Разрывы в семье, видимо, не могут происходить справедливо. Жертва, которую Пастернак принес на алтарь, была и на его взгляд огромна. Отсюда – надрывные строки из «Второго рождения»:

С бульвара за угол есть дом,

Где дней порвалась череда,

Где пуст уют и брошен труд,

И плачут, думают и ждут.

Это цена воскрешения Пастернака, выход из того ужасного тупика, в котором он оказался в начале 30?х годов.

Я их люблю, – пишет поэт сестре в Германию об оставленной жене и сыне, – и мог бы к ним возвратиться, если бы мне можно было совершать подвиги. Но еще большею любовью я люблю Зину и ни ей, ни кому еще я не могу объяснить отличья этих чувств и их несчастной совместимости. Так как кольцо этих страданий все суживается, то я прошу и завещаю тебе не оставить их своей сердечностью (ее у тебя с избытком), когда я не выдержу, и это меня съест без самоубийства, само собою[190].

Спустя годы в черновиках к «Доктору Живаго», пытаясь оживить память о тех днях, Пастернак напишет иные слова о своем «втором рождении»: «безумие, тоска и прельстительность страсти» и даже «глушение страстью». Глушилась боль от картин массового голода, непрестанного страха за близких – всего, что вело к смерти. Отсюда душевная маета и шатание в интонации писем.

Но стало ли «второе рождение» для Пастернака возможностью счастья и гармонии? Скорее всего, нет. В конце 1932 года в письме к родителям вдруг возникает страх за жизнь оставленной жены и ребенка:

Мне иногда мерещатся всякие ужасы в будущем, общие, всенародные. В такие минуты я боюсь за их жизнь, и совсем по-особенному: я боюсь, что за мои грехи вдруг отомстится как раз им, от меня пострадавшим, и эти дикие мысли внушает мне наблюденье, что если не везде, то в некоторых местах жизнь идет не только не по справедливости, а как раз наоборот наперекор логике[191].

Зинаида Николаевна обеспечивает ему уют и комфорт:

Она мне устроила жизнь столь удобную для работы, – писал он, – как я этого никогда не знал, и только печально, что это все даром, пока, потому что по причинам, о которых была речь вначале, у меня дурное настроение сейчас, и мне не работается[192].

Спустя два с небольшим года после описываемых событий Вера Звягинцева вспоминала, как он обескуражил ее:

Пастернак всегда рассказывал мне о своих личных делах. А в день митинга после убийства Кирова он вдруг вздумал перевести нашу дружбу на другое, но я в страшном перепуге (как это роман с таким великим??) отвела.
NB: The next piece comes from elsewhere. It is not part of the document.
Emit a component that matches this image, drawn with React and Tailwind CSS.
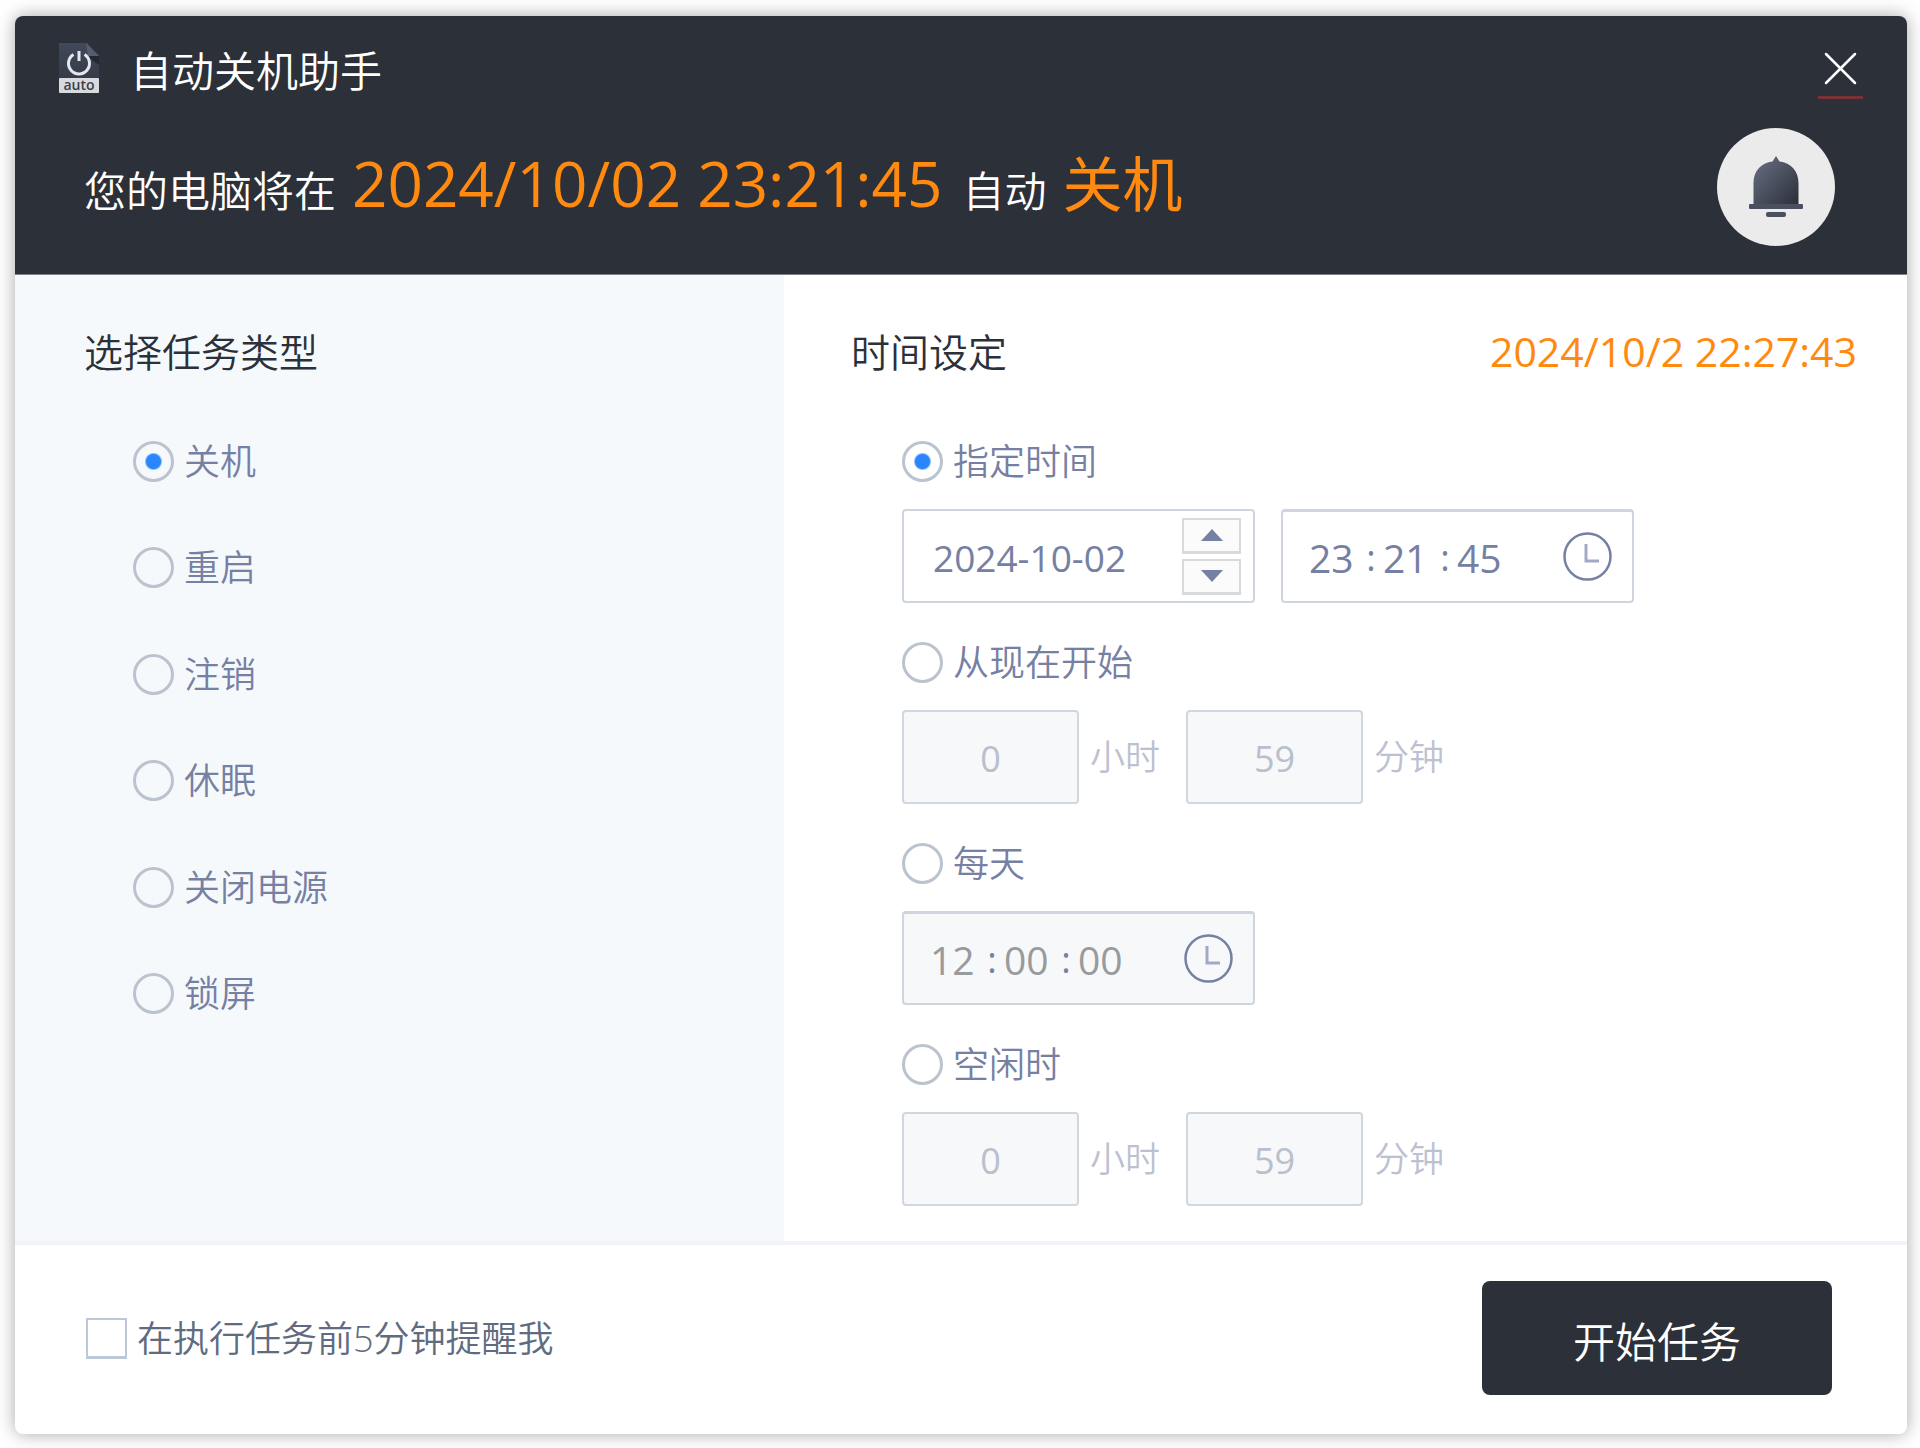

Ночью обиженно звонил. Но это все пустяки[193].

Известно, что в это же время он делал предложение Ахматовой. Надо запомнить эти почти вырвавшиеся воспоминания Звягинцевой; Пастернак обращается к ней в попытке начать роман в конце 1934 года, а в феврале 1935?го с ним случится душевный кризис.

Примирения с действительностью тоже не произошло: «Сейчас, верно, станет невозможно переписываться: подозрительность, верно, возрастет с обеих сторон», – тревожно пишет поэт родителям в Германию, где победил фашизм. Понимание близости режимов приходит к Пастернаку мгновенно: «Это движения парные, одного уровня, одно вызвано другим, и тем все это грустнее. Это правое и левое крылья одной матерьялистической ночи»[194], – так сказано им 5 марта 1933 года о безбожном лице новой цивилизации.